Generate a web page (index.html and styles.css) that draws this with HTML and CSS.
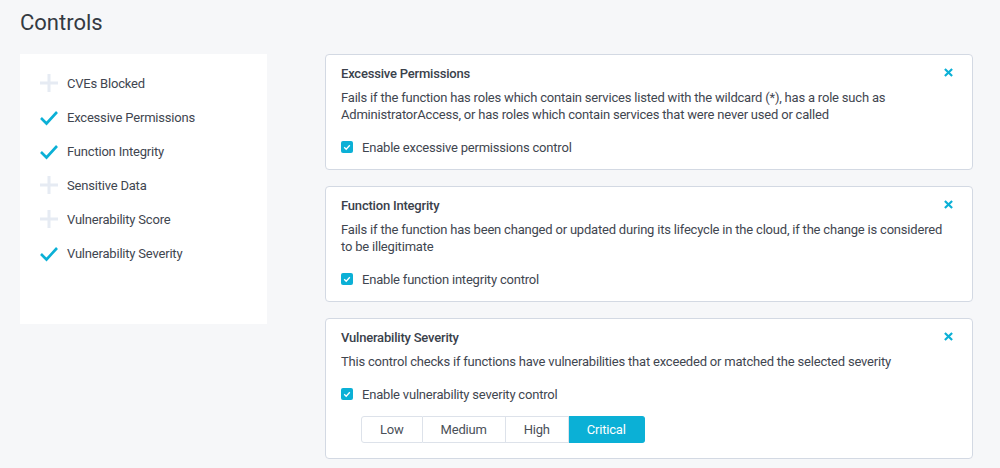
FILE: index.html
```html
<!DOCTYPE html>
<html>
<head>
<meta charset="utf-8">
<link rel="stylesheet" href="styles.css">
</head>
<body>
<h1 class="page-title">Controls</h1>
<div class="layout">
  <ul class="side">
    <li class="side-item"><svg class="ico" viewBox="0 0 18 18"><path d="M9 0V18M0 9H18" stroke="#e6ebf3" stroke-width="3"/></svg>CVEs Blocked</li>
    <li class="side-item"><svg class="ico" viewBox="0 0 18 18"><path d="M1 10L6.5 15.5L17 4" fill="none" stroke="#0bb0d6" stroke-width="2.6"/></svg>Excessive Permissions</li>
    <li class="side-item"><svg class="ico" viewBox="0 0 18 18"><path d="M1 10L6.5 15.5L17 4" fill="none" stroke="#0bb0d6" stroke-width="2.6"/></svg>Function Integrity</li>
    <li class="side-item"><svg class="ico" viewBox="0 0 18 18"><path d="M9 0V18M0 9H18" stroke="#e6ebf3" stroke-width="3"/></svg>Sensitive Data</li>
    <li class="side-item"><svg class="ico" viewBox="0 0 18 18"><path d="M9 0V18M0 9H18" stroke="#e6ebf3" stroke-width="3"/></svg>Vulnerability Score</li>
    <li class="side-item"><svg class="ico" viewBox="0 0 18 18"><path d="M1 10L6.5 15.5L17 4" fill="none" stroke="#0bb0d6" stroke-width="2.6"/></svg>Vulnerability Severity</li>
  </ul>
  <div class="cards">
    <div class="card">
      <div class="card-head"><div class="card-title">Excessive Permissions</div><svg class="close" viewBox="0 0 10 10"><path d="M1 1L9 9M9 1L1 9" stroke="#0bb0d6" stroke-width="2.4"/></svg></div>
      <p class="desc">Fails if the function has roles which contain services listed with the wildcard (*), has a role such as AdministratorAccess, or has roles which contain services that were never used or called</p>
      <label class="check"><span class="box"><svg viewBox="0 0 12 12"><path d="M3.2 6.2L5.2 8.2L8.8 4.2" fill="none" stroke="#fff" stroke-width="1.3"/></svg></span>Enable excessive permissions control</label>
    </div>
    <div class="card">
      <div class="card-head"><div class="card-title">Function Integrity</div><svg class="close" viewBox="0 0 10 10"><path d="M1 1L9 9M9 1L1 9" stroke="#0bb0d6" stroke-width="2.4"/></svg></div>
      <p class="desc">Fails if the function has been changed or updated during its lifecycle in the cloud, if the change is considered to be illegitimate</p>
      <label class="check"><span class="box"><svg viewBox="0 0 12 12"><path d="M3.2 6.2L5.2 8.2L8.8 4.2" fill="none" stroke="#fff" stroke-width="1.3"/></svg></span>Enable function integrity control</label>
    </div>
    <div class="card">
      <div class="card-head"><div class="card-title">Vulnerability Severity</div><svg class="close" viewBox="0 0 10 10"><path d="M1 1L9 9M9 1L1 9" stroke="#0bb0d6" stroke-width="2.4"/></svg></div>
      <p class="desc">This control checks if functions have vulnerabilities that exceeded or matched the selected severity</p>
      <label class="check"><span class="box"><svg viewBox="0 0 12 12"><path d="M3.2 6.2L5.2 8.2L8.8 4.2" fill="none" stroke="#fff" stroke-width="1.3"/></svg></span>Enable vulnerability severity control</label>
      <div class="seg">
        <button class="seg-btn">Low</button><button class="seg-btn">Medium</button><button class="seg-btn">High</button><button class="seg-btn active">Critical</button>
      </div>
    </div>
  </div>
</div>
</body>
</html>
```
FILE: styles.css
```css
* { box-sizing: border-box; }
html, body { margin: 0; padding: 0; }
body {
  background: #f6f7f9;
  font-family: Roboto, "Liberation Sans", sans-serif;
  color: #3a414b;
  width: 1000px;
  height: 468px;
  overflow: hidden;
  letter-spacing: -0.2px;
}
.page-title {
  margin: 0;
  padding: 9px 20px 0;
  font-size: 22px;
  font-weight: 400;
  line-height: 28px;
  color: #343a42;
  letter-spacing: 0;
}
.layout {
  display: flex;
  align-items: flex-start;
  gap: 58px;
  padding: 17px 20px 0;
}
.side {
  list-style: none;
  margin: 0;
  padding: 12px 0 0 20px;
  width: 247px;
  height: 270px;
  background: #fff;
  flex: none;
}
.side-item {
  display: flex;
  align-items: center;
  height: 34px;
  font-size: 13px;
  color: #3f4650;
}
.ico {
  width: 18px;
  height: 18px;
  margin-right: 9px;
  flex: none;
}
.cards {
  width: 648px;
  display: flex;
  flex-direction: column;
  gap: 16px;
}
.card {
  background: #fff;
  border: 1px solid #d3d9e3;
  border-radius: 4px;
  padding: 10px 15px 13px;
}
.card-head {
  display: flex;
  justify-content: space-between;
  align-items: center;
  height: 18px;
}
.card-title {
  font-size: 13px;
  font-weight: 500;
  color: #3a414b;
  line-height: 18px;
}
.close {
  width: 9px;
  height: 9px;
  margin: 0 4px 3px 0;
}
.desc {
  margin: 6px 0 0;
  font-size: 13px;
  line-height: 17px;
  color: #3f4650;
  padding-right: 10px;
}
.check {
  display: flex;
  align-items: center;
  height: 18px;
  margin-top: 15px;
  font-size: 13px;
  color: #3f4650;
}
.box {
  width: 12px;
  height: 12px;
  border-radius: 2px;
  background: #0bb0d6;
  margin-right: 9px;
  display: flex;
}
.box svg { width: 12px; height: 12px; }
.seg {
  display: flex;
  margin: 13px 0 2px 20px;
}
.seg-btn {
  height: 27px;
  padding: 0 18px;
  font-family: Roboto, "Liberation Sans", sans-serif;
  font-size: 13px;
  letter-spacing: -0.2px;
  color: #4a5059;
  background: #fff;
  border: 1px solid #dde2ea;
  border-left: none;
  cursor: pointer;
}
.seg-btn:first-child {
  border-left: 1px solid #dde2ea;
  border-radius: 3px 0 0 3px;
}
.seg-btn.active {
  background: #0bb0d6;
  border-color: #0bb0d6;
  color: #fff;
  border-radius: 0 3px 3px 0;
}
```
++++++++++
All of the material above should be reproduced exactly, except the pictures.

# Solution to this problem
Generate a web page (index.html and styles.css) that draws this with HTML and CSS.
FILE: index.html
```html
<!DOCTYPE html>
<html>
<head>
<meta charset="utf-8">
<link rel="stylesheet" href="styles.css">
</head>
<body>
<h1 class="page-title">Controls</h1>
<div class="layout">
  <ul class="side">
    <li class="side-item"><svg class="ico" viewBox="0 0 18 18"><path d="M9 0V18M0 9H18" stroke="#e6ebf3" stroke-width="3"/></svg>CVEs Blocked</li>
    <li class="side-item"><svg class="ico" viewBox="0 0 18 18"><path d="M1 10L6.5 15.5L17 4" fill="none" stroke="#0bb0d6" stroke-width="2.6"/></svg>Excessive Permissions</li>
    <li class="side-item"><svg class="ico" viewBox="0 0 18 18"><path d="M1 10L6.5 15.5L17 4" fill="none" stroke="#0bb0d6" stroke-width="2.6"/></svg>Function Integrity</li>
    <li class="side-item"><svg class="ico" viewBox="0 0 18 18"><path d="M9 0V18M0 9H18" stroke="#e6ebf3" stroke-width="3"/></svg>Sensitive Data</li>
    <li class="side-item"><svg class="ico" viewBox="0 0 18 18"><path d="M9 0V18M0 9H18" stroke="#e6ebf3" stroke-width="3"/></svg>Vulnerability Score</li>
    <li class="side-item"><svg class="ico" viewBox="0 0 18 18"><path d="M1 10L6.5 15.5L17 4" fill="none" stroke="#0bb0d6" stroke-width="2.6"/></svg>Vulnerability Severity</li>
  </ul>
  <div class="cards">
    <div class="card">
      <div class="card-head"><div class="card-title">Excessive Permissions</div><svg class="close" viewBox="0 0 10 10"><path d="M1 1L9 9M9 1L1 9" stroke="#0bb0d6" stroke-width="2.4"/></svg></div>
      <p class="desc">Fails if the function has roles which contain services listed with the wildcard (*), has a role such as AdministratorAccess, or has roles which contain services that were never used or called</p>
      <label class="check"><span class="box"><svg viewBox="0 0 12 12"><path d="M3.2 6.2L5.2 8.2L8.8 4.2" fill="none" stroke="#fff" stroke-width="1.3"/></svg></span>Enable excessive permissions control</label>
    </div>
    <div class="card">
      <div class="card-head"><div class="card-title">Function Integrity</div><svg class="close" viewBox="0 0 10 10"><path d="M1 1L9 9M9 1L1 9" stroke="#0bb0d6" stroke-width="2.4"/></svg></div>
      <p class="desc">Fails if the function has been changed or updated during its lifecycle in the cloud, if the change is considered to be illegitimate</p>
      <label class="check"><span class="box"><svg viewBox="0 0 12 12"><path d="M3.2 6.2L5.2 8.2L8.8 4.2" fill="none" stroke="#fff" stroke-width="1.3"/></svg></span>Enable function integrity control</label>
    </div>
    <div class="card">
      <div class="card-head"><div class="card-title">Vulnerability Severity</div><svg class="close" viewBox="0 0 10 10"><path d="M1 1L9 9M9 1L1 9" stroke="#0bb0d6" stroke-width="2.4"/></svg></div>
      <p class="desc">This control checks if functions have vulnerabilities that exceeded or matched the selected severity</p>
      <label class="check"><span class="box"><svg viewBox="0 0 12 12"><path d="M3.2 6.2L5.2 8.2L8.8 4.2" fill="none" stroke="#fff" stroke-width="1.3"/></svg></span>Enable vulnerability severity control</label>
      <div class="seg">
        <button class="seg-btn">Low</button><button class="seg-btn">Medium</button><button class="seg-btn">High</button><button class="seg-btn active">Critical</button>
      </div>
    </div>
  </div>
</div>
</body>
</html>
```
FILE: styles.css
```css
* { box-sizing: border-box; }
html, body { margin: 0; padding: 0; }
body {
  background: #f6f7f9;
  font-family: Roboto, "Liberation Sans", sans-serif;
  color: #3a414b;
  width: 1000px;
  height: 468px;
  overflow: hidden;
  letter-spacing: -0.2px;
}
.page-title {
  margin: 0;
  padding: 9px 20px 0;
  font-size: 22px;
  font-weight: 400;
  line-height: 28px;
  color: #343a42;
  letter-spacing: 0;
}
.layout {
  display: flex;
  align-items: flex-start;
  gap: 58px;
  padding: 17px 20px 0;
}
.side {
  list-style: none;
  margin: 0;
  padding: 12px 0 0 20px;
  width: 247px;
  height: 270px;
  background: #fff;
  flex: none;
}
.side-item {
  display: flex;
  align-items: center;
  height: 34px;
  font-size: 13px;
  color: #3f4650;
}
.ico {
  width: 18px;
  height: 18px;
  margin-right: 9px;
  flex: none;
}
.cards {
  width: 648px;
  display: flex;
  flex-direction: column;
  gap: 16px;
}
.card {
  background: #fff;
  border: 1px solid #d3d9e3;
  border-radius: 4px;
  padding: 10px 15px 13px;
}
.card-head {
  display: flex;
  justify-content: space-between;
  align-items: center;
  height: 18px;
}
.card-title {
  font-size: 13px;
  font-weight: 500;
  color: #3a414b;
  line-height: 18px;
}
.close {
  width: 9px;
  height: 9px;
  margin: 0 4px 3px 0;
}
.desc {
  margin: 6px 0 0;
  font-size: 13px;
  line-height: 17px;
  color: #3f4650;
  padding-right: 10px;
}
.check {
  display: flex;
  align-items: center;
  height: 18px;
  margin-top: 15px;
  font-size: 13px;
  color: #3f4650;
}
.box {
  width: 12px;
  height: 12px;
  border-radius: 2px;
  background: #0bb0d6;
  margin-right: 9px;
  display: flex;
}
.box svg { width: 12px; height: 12px; }
.seg {
  display: flex;
  margin: 13px 0 2px 20px;
}
.seg-btn {
  height: 27px;
  padding: 0 18px;
  font-family: Roboto, "Liberation Sans", sans-serif;
  font-size: 13px;
  letter-spacing: -0.2px;
  color: #4a5059;
  background: #fff;
  border: 1px solid #dde2ea;
  border-left: none;
  cursor: pointer;
}
.seg-btn:first-child {
  border-left: 1px solid #dde2ea;
  border-radius: 3px 0 0 3px;
}
.seg-btn.active {
  background: #0bb0d6;
  border-color: #0bb0d6;
  color: #fff;
  border-radius: 0 3px 3px 0;
}
```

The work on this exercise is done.